3 Kommentare mit 4 Antworten
Nicht sein bestes Tape, aber gab auch viel schlechtere…. Für mich sind hier auch mehr als nur zwei, drei Songs replaybar… Mindestens 9+. DJ Drama & Cudi passt aber wirklich nicht zusammen. Get Off Me mit Travis ist mein Favorit auf den Album. 3/5
Nicht mehr als 2-3 Songs replaybar sind schon 3/5 für dich?
Mindestens 9+ Songs sind replaybar. Ja finde schon das 3 gut als Bewertung hinkommt.
Ich habe es bekifft gehört, wie es sich für einen echten Cudi-Fan gehört und aus der Perspektive muss ich leider das sehr uninspirierte und langweilige Mixing erwähnen. Wenn ich z. B. ein Travis Scott-Album höre oder sogar eins von Lil Uzi Vert, flashen viele der Songs nicht weniger durch das Sound-Design und gut gesetzte Effekte. Auch wenn die Texte sinnlos sind und die Beats manchmal monoton sind, es erzeugt einen gewissen Vibe. Cudi ist als Vocalist genauso einzigartig und ein guter Texter, aber auf diesem Album sind 70% der Songs nur er am schnell rappen mit einer Hauptspur in den Strophen und dann wird in den Hooks ein komischer Distortion/Filter-Effekt verwendet, der das Ganze ziemlich billig und schnell voneinander abgrenzen soll.

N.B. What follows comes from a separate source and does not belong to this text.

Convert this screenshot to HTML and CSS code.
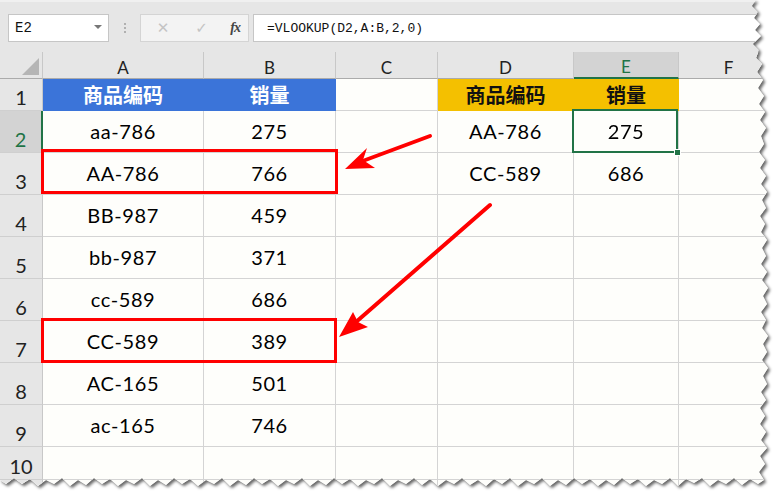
FILE: index.html
```html
<!DOCTYPE html>
<html>
<head>
<meta charset="utf-8">
<link rel="stylesheet" href="styles.css">
</head>
<body>
<div class="frame">
  <div class="sheet">
    <div class="toolbar">
      <div class="namebox"><span class="ref">E2</span><span class="caret"></span></div>
      <div class="dots"><i></i><i></i><i></i></div>
      <div class="fxbox">
        <span class="btn">✕</span>
        <span class="btn">✓</span>
        <span class="fx">fx</span>
      </div>
      <div class="formula">=VLOOKUP(D2,A:B,2,0)</div>
    </div>
    <div class="grid">
      <div class="corner"><span class="tri"></span></div>
      <div class="ch">A</div><div class="ch">B</div><div class="ch">C</div><div class="ch">D</div><div class="ch sel">E</div><div class="ch">F</div>

      <div class="rh">1</div>
      <div class="c hd blue">商品编码</div><div class="c hd blue">销量</div><div class="c"></div>
      <div class="c hd gold">商品编码</div><div class="c hd gold">销量</div><div class="c"></div>

      <div class="rh sel">2</div>
      <div class="c">aa-786</div><div class="c">275</div><div class="c"></div>
      <div class="c">AA-786</div><div class="c active">275<span class="handle"></span></div><div class="c"></div>

      <div class="rh">3</div>
      <div class="c">AA-786</div><div class="c">766</div><div class="c"></div>
      <div class="c">CC-589</div><div class="c">686</div><div class="c"></div>

      <div class="rh">4</div>
      <div class="c">BB-987</div><div class="c">459</div><div class="c"></div>
      <div class="c"></div><div class="c"></div><div class="c"></div>

      <div class="rh">5</div>
      <div class="c">bb-987</div><div class="c">371</div><div class="c"></div>
      <div class="c"></div><div class="c"></div><div class="c"></div>

      <div class="rh">6</div>
      <div class="c">cc-589</div><div class="c">686</div><div class="c"></div>
      <div class="c"></div><div class="c"></div><div class="c"></div>

      <div class="rh">7</div>
      <div class="c">CC-589</div><div class="c">389</div><div class="c"></div>
      <div class="c"></div><div class="c"></div><div class="c"></div>

      <div class="rh">8</div>
      <div class="c">AC-165</div><div class="c">501</div><div class="c"></div>
      <div class="c"></div><div class="c"></div><div class="c"></div>

      <div class="rh">9</div>
      <div class="c">ac-165</div><div class="c">746</div><div class="c"></div>
      <div class="c"></div><div class="c"></div><div class="c"></div>

      <div class="rh">10</div>
      <div class="c"></div><div class="c"></div><div class="c"></div>
      <div class="c"></div><div class="c"></div><div class="c"></div>

      <div class="rh"></div>
      <div class="c"></div><div class="c"></div><div class="c"></div>
      <div class="c"></div><div class="c"></div><div class="c"></div>
    </div>
    <svg class="marks" width="779" height="498" viewBox="0 0 779 498">
      <rect x="42.5" y="150.5" width="294" height="42" fill="none" stroke="#ff0000" stroke-width="3"/>
      <rect x="42.5" y="319.5" width="293" height="42" fill="none" stroke="#ff0000" stroke-width="3"/>
      <line x1="430" y1="136" x2="360" y2="162" stroke="#ff0000" stroke-width="4" stroke-linecap="round"/>
      <polygon points="345,169 367,148 363,160 375,168" fill="#ff0000"/>
      <line x1="490" y1="205" x2="356" y2="322" stroke="#ff0000" stroke-width="4" stroke-linecap="round"/>
      <polygon points="339,337 353,312 358,322 368,327" fill="#ff0000"/>
    </svg>
  </div>
</div>
</body>
</html>
```
FILE: styles.css
```css
html, body {
  margin: 0;
  background: #ffffff;
}

.frame {
  width: 779px;
  height: 498px;
  filter: drop-shadow(2px 2px 1.5px rgba(0, 0, 0, 0.6));
}

.sheet {
  position: relative;
  width: 779px;
  height: 498px;
  background: #e6e6e6;
  font-family: Lato, "Noto Sans CJK SC", sans-serif;
  clip-path: polygon(0 0, 756px 0, 752px 6px, 758px 12px, 754px 18px, 760px 24px, 755px 30px, 761px 36px, 753px 44px, 759px 50px, 756px 58px, 762px 64px, 757px 72px, 763px 80px, 758px 88px, 764px 96px, 759px 104px, 765px 112px, 760px 120px, 766px 128px, 761px 136px, 764px 144px, 759px 152px, 765px 160px, 760px 168px, 766px 176px, 761px 184px, 767px 192px, 762px 200px, 766px 208px, 760px 216px, 765px 224px, 761px 232px, 767px 240px, 762px 248px, 766px 256px, 761px 264px, 767px 272px, 762px 280px, 768px 288px, 763px 296px, 767px 304px, 761px 312px, 766px 320px, 762px 328px, 768px 336px, 763px 344px, 767px 352px, 762px 360px, 768px 368px, 763px 376px, 767px 384px, 761px 392px, 766px 400px, 760px 408px, 765px 416px, 760px 424px, 766px 432px, 761px 440px, 767px 448px, 760px 456px, 765px 464px, 759px 472px, 764px 480px, 758px 484px, 750px 479px, 742px 485px, 734px 478px, 726px 484px, 718px 480px, 710px 486px, 702px 478px, 694px 483px, 686px 479px, 678px 486px, 670px 478px, 662px 484px, 654px 480px, 646px 486px, 638px 479px, 630px 484px, 622px 478px, 614px 485px, 606px 480px, 598px 486px, 590px 479px, 582px 484px, 574px 478px, 566px 485px, 558px 480px, 550px 486px, 542px 478px, 534px 484px, 526px 480px, 518px 486px, 510px 478px, 502px 484px, 494px 479px, 486px 486px, 478px 480px, 470px 485px, 462px 478px, 454px 484px, 446px 480px, 438px 486px, 430px 479px, 422px 485px, 414px 478px, 406px 484px, 398px 480px, 390px 486px, 382px 478px, 374px 484px, 366px 480px, 358px 486px, 350px 479px, 342px 484px, 334px 478px, 326px 485px, 318px 480px, 310px 486px, 302px 478px, 294px 484px, 286px 480px, 278px 486px, 270px 479px, 262px 484px, 254px 478px, 246px 485px, 238px 480px, 230px 486px, 222px 478px, 214px 484px, 206px 480px, 198px 486px, 190px 479px, 182px 484px, 174px 478px, 166px 485px, 158px 480px, 150px 486px, 142px 478px, 134px 484px, 126px 480px, 118px 486px, 110px 479px, 102px 484px, 94px 478px, 86px 485px, 78px 480px, 70px 486px, 62px 478px, 54px 484px, 46px 480px, 38px 486px, 30px 479px, 22px 484px, 14px 478px, 6px 484px, 0 480px);
}

/* ---------- toolbar ---------- */
.toolbar {
  height: 52px;
  box-sizing: border-box;
  padding: 12px 0 0 8px;
  display: flex;
  align-items: flex-start;
  border-top: 2px solid #f0f0f0;
}

.namebox {
  width: 101px;
  height: 28px;
  box-sizing: border-box;
  background: #ffffff;
  border: 1px solid #c6c6c6;
  display: flex;
  align-items: center;
  justify-content: space-between;
  padding: 0 6px 0 6px;
}

.ref {
  font-family: "Liberation Mono", monospace;
  font-size: 14px;
  color: #111;
}

.caret {
  width: 0;
  height: 0;
  border-left: 4px solid transparent;
  border-right: 4px solid transparent;
  border-top: 4px solid #777;
  margin-top: -2px;
}

.dots {
  width: 31px;
  height: 28px;
  display: flex;
  flex-direction: column;
  align-items: center;
  justify-content: center;
  gap: 2px;
}

.dots i {
  display: block;
  width: 2px;
  height: 2px;
  background: #b0b0b0;
}

.fxbox {
  width: 109px;
  height: 28px;
  box-sizing: border-box;
  background: #f3f3f3;
  border: 1px solid #d4d4d4;
  display: flex;
  align-items: center;
  padding: 0 8px 0 12px;
  justify-content: space-between;
}

.btn {
  font-family: "DejaVu Sans", sans-serif;
  font-size: 15px;
  color: #c4c4c4;
  width: 20px;
  text-align: center;
}

.fx {
  font-family: "Liberation Serif", serif;
  font-style: italic;
  font-size: 14px;
  font-weight: bold;
  color: #444;
  letter-spacing: -1px;
}

.formula {
  flex: 1;
  margin-left: 4px;
  height: 28px;
  box-sizing: border-box;
  background: #ffffff;
  border: 1px solid #c6c6c6;
  border-right: none;
  font-family: "Liberation Mono", monospace;
  font-size: 13px;
  color: #111;
  display: flex;
  align-items: center;
  padding-left: 13px;
}

/* ---------- grid ---------- */
.grid {
  display: grid;
  grid-template-columns: 43px 161px 132px 102px 136px 105px 1fr;
  grid-template-rows: 27px 32px repeat(8, 42px) 33px 42px;
  background: #fefefb;
}

.grid > div {
  box-sizing: border-box;
  border-right: 1px solid #d4d4d4;
  border-bottom: 1px solid #d4d4d4;
}

.corner {
  position: relative;
  background: #e6e6e6;
  border-bottom-color: #ababab !important;
  border-right-color: #c8c8c8 !important;
}

.tri {
  position: absolute;
  right: 3px;
  bottom: 3px;
  width: 0;
  height: 0;
  border-left: 17px solid transparent;
  border-bottom: 17px solid #b5b5b5;
}

.ch {
  background: #e6e6e6;
  border-right-color: #c8c8c8 !important;
  border-bottom-color: #ababab !important;
  display: flex;
  align-items: flex-end;
  justify-content: center;
  font-size: 17px;
  color: #222;
  padding-bottom: 2px;
  line-height: 1;
}

.ch.sel {
  background: #d3d3d3;
  color: #217346;
  border-bottom: 2px solid #217346 !important;
}

.rh {
  background: #e6e6e6;
  border-right-color: #c8c8c8 !important;
  border-bottom-color: #cfcfcf !important;
  display: flex;
  align-items: flex-end;
  justify-content: center;
  font-size: 20px;
  color: #222;
  line-height: 1;
  padding-bottom: 3px;
}

.rh.sel {
  background: #d3d3d3;
  color: #217346;
  border-right: 2px solid #217346 !important;
}

.c {
  display: flex;
  align-items: center;
  justify-content: center;
  font-size: 20px;
  color: #000;
  letter-spacing: 0.6px;
  padding-bottom: 2px;
}

.hd {
  font-family: "Noto Sans CJK SC", sans-serif;
  font-weight: bold;
  font-size: 20px;
  letter-spacing: 0;
  padding-bottom: 0;
}

.blue {
  background: #3b74d9;
  color: #ffffff;
  border-right-color: #3b74d9 !important;
  border-bottom-color: #3b74d9 !important;
}

.gold {
  background: #f4c000;
  color: #111;
  border-right-color: #f4c000 !important;
  border-bottom-color: #f4c000 !important;
}

.active {
  position: relative;
}

.active::after {
  content: "";
  position: absolute;
  left: -2px;
  top: -2px;
  right: 0;
  bottom: -1px;
  border: 2px solid #217346;
}

.handle {
  position: absolute;
  right: -3px;
  bottom: -4px;
  width: 5px;
  height: 5px;
  background: #217346;
  border: 1px solid #ffffff;
  z-index: 2;
}

.marks {
  position: absolute;
  left: 0;
  top: 0;
  pointer-events: none;
}
```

Man hätte so viel mehr mit diesen Beats und seiner Stimme machen können, und wenn ich Porsche Topless höre, waren die Ideen ja anscheinend zwischendurch da. Wenn er mal jemanden finden sollte, der wirklich gut mixt und mehr Atmosphäre in seine Songs reinbringt, dann kann er wirklich wieder sein volles Potenzial entfalten. Aber das ist bei Kid Cudi immer so ein Gefühl gewesen, jedes Mal dieses Ding, dass es eigentlich besser sein könnte.
Sehe ich auch so. Gerade bei psychdelischen Alben ist das Sounddesign extrem wichtig. Alben wie Astroworld oder Luv is Rage 2 sind einfach die Definition von ear candy. Klar wenn man mit autotune und trap nichts anfangen kann vllt nicht. Aber trotzdem bei LiR2 gibt es einige wenige Songs die mir von der Melodie, flows oder beat nicht mal übertrieben zusagen aber das interessante Sounddesign macht diese halt trotzdem zu einem Hörgenuss.
Manches taugt dann auch gut als Hintergrundmusik. Wird zwar oft negativ konnotiert, kann aber auch eine Qualität für sich sein.
Asap Song ist nice, den Rest höre ich mir mal evtl an.